**Exercise objective:** Leave out the images; return the rest of the data exactly.

**Data extract:**
__________________________________________________

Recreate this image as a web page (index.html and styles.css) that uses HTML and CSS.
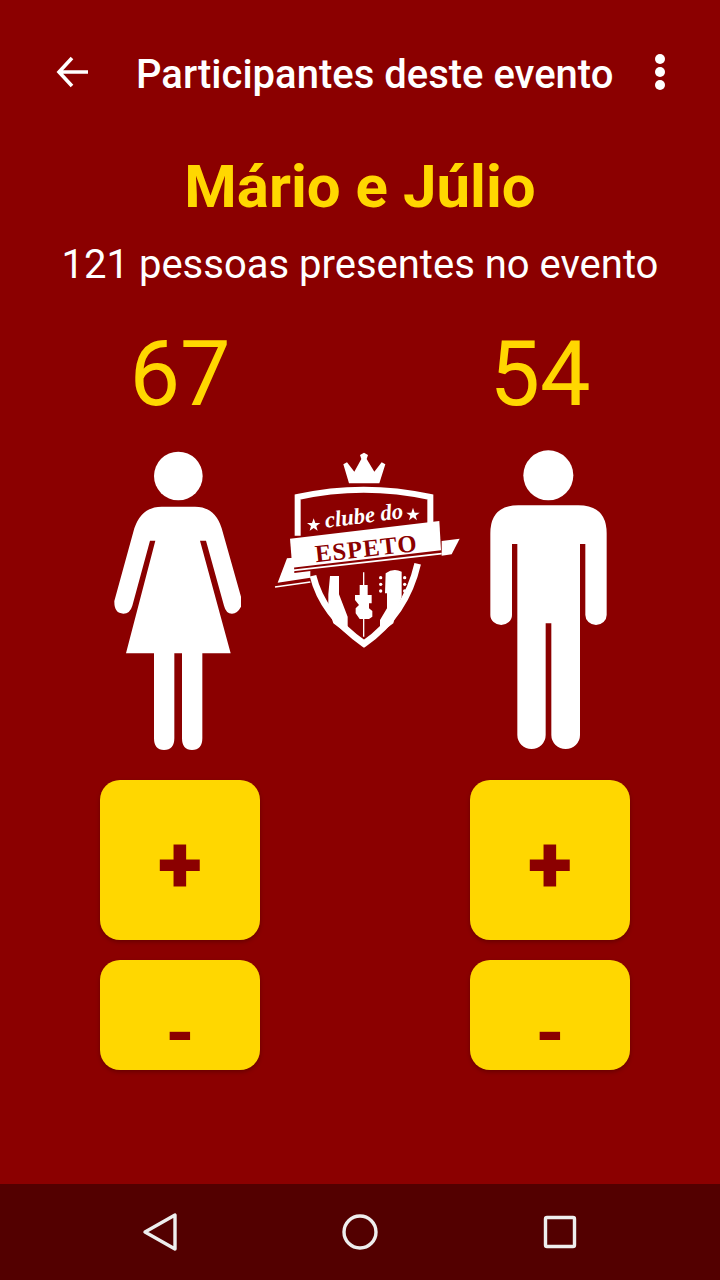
FILE: index.html
```html
<!DOCTYPE html>
<html lang="en">
<head>
<meta charset="UTF-8">
<meta name="viewport" content="width=device-width, initial-scale=1.0">
<title>Participantes deste evento</title>
<link rel="stylesheet" href="styles.css">
</head>
<body>
  <div class="screen">
    <header class="toolbar">
      <svg class="back-icon" viewBox="0 0 36 36"><path d="M33 18H4M17 4L4 18l13 14" fill="none" stroke="#fff" stroke-width="3.6"/></svg>
      <h1 class="toolbar-title">Participantes deste evento</h1>
      <svg class="more-icon" viewBox="0 0 12 36"><circle cx="6" cy="5" r="5"/><circle cx="6" cy="18" r="5"/><circle cx="6" cy="31" r="5"/></svg>
    </header>

    <main class="content">
      <h2 class="event-name">Mário e Júlio</h2>
      <p class="total">121 pessoas presentes no evento</p>

      <div class="counts">
        <span class="count">67</span>
        <span class="count">54</span>
      </div>

      <div class="figures">
        <svg class="woman" viewBox="0 0 480 960">
          <circle cx="235" cy="108" r="73"/>
          <path d="M185 200H285Q345 200 365 265L423 470V500Q412 521 396 521Q378 521 372 497L318 302H300L392 640H307V895Q307 930 276 930Q246 930 246 895V640H223V895Q223 930 192 930Q162 930 162 895V640H78L166 302H150L97 497Q90 521 70 521Q42 521 43 483L103 265Q125 200 185 200Z"/>
        </svg>

        <svg class="logo" viewBox="0 0 615 630">
          <path class="fill" d="M252 115L235 58L246 52L268 80L289 42L285 30L297 23L309 30L305 42L328 80L350 52L361 58L343 115Z"/>
          <path class="line" d="M98 272V156Q295 112 496 156V238" stroke-width="18"/>
          <path class="fill" d="M530 288L584 281L560 328L530 332Z"/>
          <path class="fill" d="M66 340L86 338L88 384L136 378V398L38 413Z"/>
          <path class="fill" d="M75 281L523 228L528 316L82 368Z"/>
          <path class="line" d="M85 376L530 326" stroke-width="5"/>
          <path class="line" d="M30 426L136 411" stroke-width="5"/>
          <path class="line" d="M144 392Q172 508 297 596Q423 508 458 356" stroke-width="20"/>
          <path class="fill" d="M195 393H222V448L248 515V568L205 535L190 490V448Z"/>
          <path class="line" d="M296 382V575" stroke-width="4"/>
          <path class="fill" d="M284 420H308V450H320V475H312V490L322 498V515L312 522H284L272 505V490L282 480L270 465V450H284Z"/>
          <path class="fill" d="M362 385Q385 368 410 380V455L395 495L385 535L345 565V525L366 490V445H360Z"/>
          <g class="fill">
            <circle cx="347" cy="398" r="5"/><circle cx="347" cy="418" r="5"/><circle cx="347" cy="438" r="5"/>
            <circle cx="419" cy="398" r="5"/><circle cx="419" cy="418" r="5"/><circle cx="419" cy="438" r="5"/>
            <path d="M146 220L151 234L166 234L154 243L158 257L146 249L134 257L138 243L126 234L141 234Z"/>
            <path d="M444 188L449 203L464 203L452 212L456 226L444 217L432 226L436 212L424 203L439 203Z"/>
          </g>
          <text class="logo-script" x="182" y="248" transform="rotate(-7 182 248)">clube do</text>
          <text class="logo-name" x="153" y="352" transform="rotate(-6.3 153 352)">ESPETO</text>
        </svg>

        <svg class="man" viewBox="0 0 420 960">
          <circle cx="205" cy="106" r="75"/>
          <path d="M115 196H295Q380 196 380 280V525A32 30 0 0 1 316 525V312H300V885A43 42 0 0 1 214 885V550H197V885A42.5 42 0 0 1 112 885V312H96V525A32.5 30 0 0 1 31 525V280Q31 196 115 196Z"/>
        </svg>
      </div>

      <div class="buttons">
        <div class="button-column">
          <button class="counter-btn plus">+</button>
          <button class="counter-btn minus">-</button>
        </div>
        <div class="button-column">
          <button class="counter-btn plus">+</button>
          <button class="counter-btn minus">-</button>
        </div>
      </div>
    </main>

    <nav class="navbar">
      <svg class="nav-icon" viewBox="0 0 36 40"><path d="M33 3V37L3 20Z" fill="none" stroke="#eee" stroke-width="3.4" stroke-linejoin="round"/></svg>
      <svg class="nav-icon" viewBox="0 0 36 40"><circle cx="18" cy="20" r="16" fill="none" stroke="#eee" stroke-width="3.4"/></svg>
      <svg class="nav-icon" viewBox="0 0 36 40"><rect x="3.500" y="5.500" width="29" height="29" rx="1.500" fill="none" stroke="#eee" stroke-width="3.400"/></svg>
    </nav>
  </div>
</body>
</html>
```

FILE: styles.css
```css
body {
  margin: 0;
  font-family: Roboto, sans-serif;
}
.screen {
  width: 720px;
  height: 1280px;
  display: flex;
  flex-direction: column;
  background: #8b0000;
  color: #fff;
  overflow: hidden;
}
.toolbar {
  height: 144px;
  flex: none;
  box-sizing: border-box;
  padding: 0 54px 0 55px;
  display: flex;
  align-items: center;
}
.back-icon {
  width: 36px;
  height: 36px;
}
.more-icon {
  width: 12px;
  height: 36px;
  fill: #fff;
}
.toolbar-title {
  flex: 1;
  margin: 0 0 0 45px;
  padding-top: 4px;
  font-size: 40px;
  font-weight: 500;
}
.content {
  flex: 1;
  text-align: center;
}
.event-name {
  margin: 8px 0 0;
  font-size: 60px;
  line-height: 70px;
  font-weight: 700;
  color: #ffd700;
}
.total {
  margin: 20px 0 0;
  font-size: 40px;
  line-height: 46px;
}
.counts {
  display: flex;
  margin-top: 35px;
  padding: 0 90px 0 90px;
  justify-content: space-between;
}
.count {
  width: 180px;
  font-size: 90px;
  line-height: 104px;
  color: #ffd700;
}
.figures {
  display: flex;
  align-items: flex-start;
  height: 320px;
  margin-top: 13px;
  padding-left: 100px;
  fill: #fff;
}
.woman {
  width: 160px;
  height: 320px;
}
.man {
  width: 140px;
  height: 320px;
  margin-left: 10px;
}
.logo {
  width: 205px;
  height: 210px;
  margin: 5px 0 0 5px;
}
.logo .fill {
  fill: #fff;
}
.logo .line {
  fill: none;
  stroke: #fff;
}
.logo-script {
  font-family: "Liberation Serif", serif;
  font-style: italic;
  font-weight: 700;
  font-size: 68px;
  fill: #fff;
}
.logo-name {
  font-family: "Liberation Serif", serif;
  font-weight: 700;
  font-size: 74px;
  letter-spacing: 3px;
  fill: #8b0000;
}
.buttons {
  display: flex;
  justify-content: space-between;
  padding: 0 90px 0 100px;
  margin-top: 20px;
}
.button-column {
  display: flex;
  flex-direction: column;
  gap: 20px;
}
.counter-btn {
  width: 160px;
  border: none;
  border-radius: 20px;
  padding: 0;
  background: #ffd700;
  color: #8b0000;
  font-family: Roboto, sans-serif;
  font-weight: 700;
  box-shadow: 0 2px 4px rgba(0, 0, 0, 0.25);
}
.plus {
  height: 160px;
  padding-top: 8px;
  font-size: 82px;
  font-weight: 900;
}
.minus {
  height: 110px;
  font-size: 74px;
  padding-top: 30px;
}
.navbar {
  height: 96px;
  flex: none;
  display: flex;
  justify-content: center;
  align-items: center;
  gap: 164px;
  background: #530000;
}
.nav-icon {
  width: 36px;
  height: 40px;
}
```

__________________________________________________

**Answer for the task:**
Recreate this image as a web page (index.html and styles.css) that uses HTML and CSS.
FILE: index.html
```html
<!DOCTYPE html>
<html lang="en">
<head>
<meta charset="UTF-8">
<meta name="viewport" content="width=device-width, initial-scale=1.0">
<title>Participantes deste evento</title>
<link rel="stylesheet" href="styles.css">
</head>
<body>
  <div class="screen">
    <header class="toolbar">
      <svg class="back-icon" viewBox="0 0 36 36"><path d="M33 18H4M17 4L4 18l13 14" fill="none" stroke="#fff" stroke-width="3.6"/></svg>
      <h1 class="toolbar-title">Participantes deste evento</h1>
      <svg class="more-icon" viewBox="0 0 12 36"><circle cx="6" cy="5" r="5"/><circle cx="6" cy="18" r="5"/><circle cx="6" cy="31" r="5"/></svg>
    </header>

    <main class="content">
      <h2 class="event-name">Mário e Júlio</h2>
      <p class="total">121 pessoas presentes no evento</p>

      <div class="counts">
        <span class="count">67</span>
        <span class="count">54</span>
      </div>

      <div class="figures">
        <svg class="woman" viewBox="0 0 480 960">
          <circle cx="235" cy="108" r="73"/>
          <path d="M185 200H285Q345 200 365 265L423 470V500Q412 521 396 521Q378 521 372 497L318 302H300L392 640H307V895Q307 930 276 930Q246 930 246 895V640H223V895Q223 930 192 930Q162 930 162 895V640H78L166 302H150L97 497Q90 521 70 521Q42 521 43 483L103 265Q125 200 185 200Z"/>
        </svg>

        <svg class="logo" viewBox="0 0 615 630">
          <path class="fill" d="M252 115L235 58L246 52L268 80L289 42L285 30L297 23L309 30L305 42L328 80L350 52L361 58L343 115Z"/>
          <path class="line" d="M98 272V156Q295 112 496 156V238" stroke-width="18"/>
          <path class="fill" d="M530 288L584 281L560 328L530 332Z"/>
          <path class="fill" d="M66 340L86 338L88 384L136 378V398L38 413Z"/>
          <path class="fill" d="M75 281L523 228L528 316L82 368Z"/>
          <path class="line" d="M85 376L530 326" stroke-width="5"/>
          <path class="line" d="M30 426L136 411" stroke-width="5"/>
          <path class="line" d="M144 392Q172 508 297 596Q423 508 458 356" stroke-width="20"/>
          <path class="fill" d="M195 393H222V448L248 515V568L205 535L190 490V448Z"/>
          <path class="line" d="M296 382V575" stroke-width="4"/>
          <path class="fill" d="M284 420H308V450H320V475H312V490L322 498V515L312 522H284L272 505V490L282 480L270 465V450H284Z"/>
          <path class="fill" d="M362 385Q385 368 410 380V455L395 495L385 535L345 565V525L366 490V445H360Z"/>
          <g class="fill">
            <circle cx="347" cy="398" r="5"/><circle cx="347" cy="418" r="5"/><circle cx="347" cy="438" r="5"/>
            <circle cx="419" cy="398" r="5"/><circle cx="419" cy="418" r="5"/><circle cx="419" cy="438" r="5"/>
            <path d="M146 220L151 234L166 234L154 243L158 257L146 249L134 257L138 243L126 234L141 234Z"/>
            <path d="M444 188L449 203L464 203L452 212L456 226L444 217L432 226L436 212L424 203L439 203Z"/>
          </g>
          <text class="logo-script" x="182" y="248" transform="rotate(-7 182 248)">clube do</text>
          <text class="logo-name" x="153" y="352" transform="rotate(-6.3 153 352)">ESPETO</text>
        </svg>

        <svg class="man" viewBox="0 0 420 960">
          <circle cx="205" cy="106" r="75"/>
          <path d="M115 196H295Q380 196 380 280V525A32 30 0 0 1 316 525V312H300V885A43 42 0 0 1 214 885V550H197V885A42.5 42 0 0 1 112 885V312H96V525A32.5 30 0 0 1 31 525V280Q31 196 115 196Z"/>
        </svg>
      </div>

      <div class="buttons">
        <div class="button-column">
          <button class="counter-btn plus">+</button>
          <button class="counter-btn minus">-</button>
        </div>
        <div class="button-column">
          <button class="counter-btn plus">+</button>
          <button class="counter-btn minus">-</button>
        </div>
      </div>
    </main>

    <nav class="navbar">
      <svg class="nav-icon" viewBox="0 0 36 40"><path d="M33 3V37L3 20Z" fill="none" stroke="#eee" stroke-width="3.4" stroke-linejoin="round"/></svg>
      <svg class="nav-icon" viewBox="0 0 36 40"><circle cx="18" cy="20" r="16" fill="none" stroke="#eee" stroke-width="3.4"/></svg>
      <svg class="nav-icon" viewBox="0 0 36 40"><rect x="3.500" y="5.500" width="29" height="29" rx="1.500" fill="none" stroke="#eee" stroke-width="3.400"/></svg>
    </nav>
  </div>
</body>
</html>
```

FILE: styles.css
```css
body {
  margin: 0;
  font-family: Roboto, sans-serif;
}
.screen {
  width: 720px;
  height: 1280px;
  display: flex;
  flex-direction: column;
  background: #8b0000;
  color: #fff;
  overflow: hidden;
}
.toolbar {
  height: 144px;
  flex: none;
  box-sizing: border-box;
  padding: 0 54px 0 55px;
  display: flex;
  align-items: center;
}
.back-icon {
  width: 36px;
  height: 36px;
}
.more-icon {
  width: 12px;
  height: 36px;
  fill: #fff;
}
.toolbar-title {
  flex: 1;
  margin: 0 0 0 45px;
  padding-top: 4px;
  font-size: 40px;
  font-weight: 500;
}
.content {
  flex: 1;
  text-align: center;
}
.event-name {
  margin: 8px 0 0;
  font-size: 60px;
  line-height: 70px;
  font-weight: 700;
  color: #ffd700;
}
.total {
  margin: 20px 0 0;
  font-size: 40px;
  line-height: 46px;
}
.counts {
  display: flex;
  margin-top: 35px;
  padding: 0 90px 0 90px;
  justify-content: space-between;
}
.count {
  width: 180px;
  font-size: 90px;
  line-height: 104px;
  color: #ffd700;
}
.figures {
  display: flex;
  align-items: flex-start;
  height: 320px;
  margin-top: 13px;
  padding-left: 100px;
  fill: #fff;
}
.woman {
  width: 160px;
  height: 320px;
}
.man {
  width: 140px;
  height: 320px;
  margin-left: 10px;
}
.logo {
  width: 205px;
  height: 210px;
  margin: 5px 0 0 5px;
}
.logo .fill {
  fill: #fff;
}
.logo .line {
  fill: none;
  stroke: #fff;
}
.logo-script {
  font-family: "Liberation Serif", serif;
  font-style: italic;
  font-weight: 700;
  font-size: 68px;
  fill: #fff;
}
.logo-name {
  font-family: "Liberation Serif", serif;
  font-weight: 700;
  font-size: 74px;
  letter-spacing: 3px;
  fill: #8b0000;
}
.buttons {
  display: flex;
  justify-content: space-between;
  padding: 0 90px 0 100px;
  margin-top: 20px;
}
.button-column {
  display: flex;
  flex-direction: column;
  gap: 20px;
}
.counter-btn {
  width: 160px;
  border: none;
  border-radius: 20px;
  padding: 0;
  background: #ffd700;
  color: #8b0000;
  font-family: Roboto, sans-serif;
  font-weight: 700;
  box-shadow: 0 2px 4px rgba(0, 0, 0, 0.25);
}
.plus {
  height: 160px;
  padding-top: 8px;
  font-size: 82px;
  font-weight: 900;
}
.minus {
  height: 110px;
  font-size: 74px;
  padding-top: 30px;
}
.navbar {
  height: 96px;
  flex: none;
  display: flex;
  justify-content: center;
  align-items: center;
  gap: 164px;
  background: #530000;
}
.nav-icon {
  width: 36px;
  height: 40px;
}
```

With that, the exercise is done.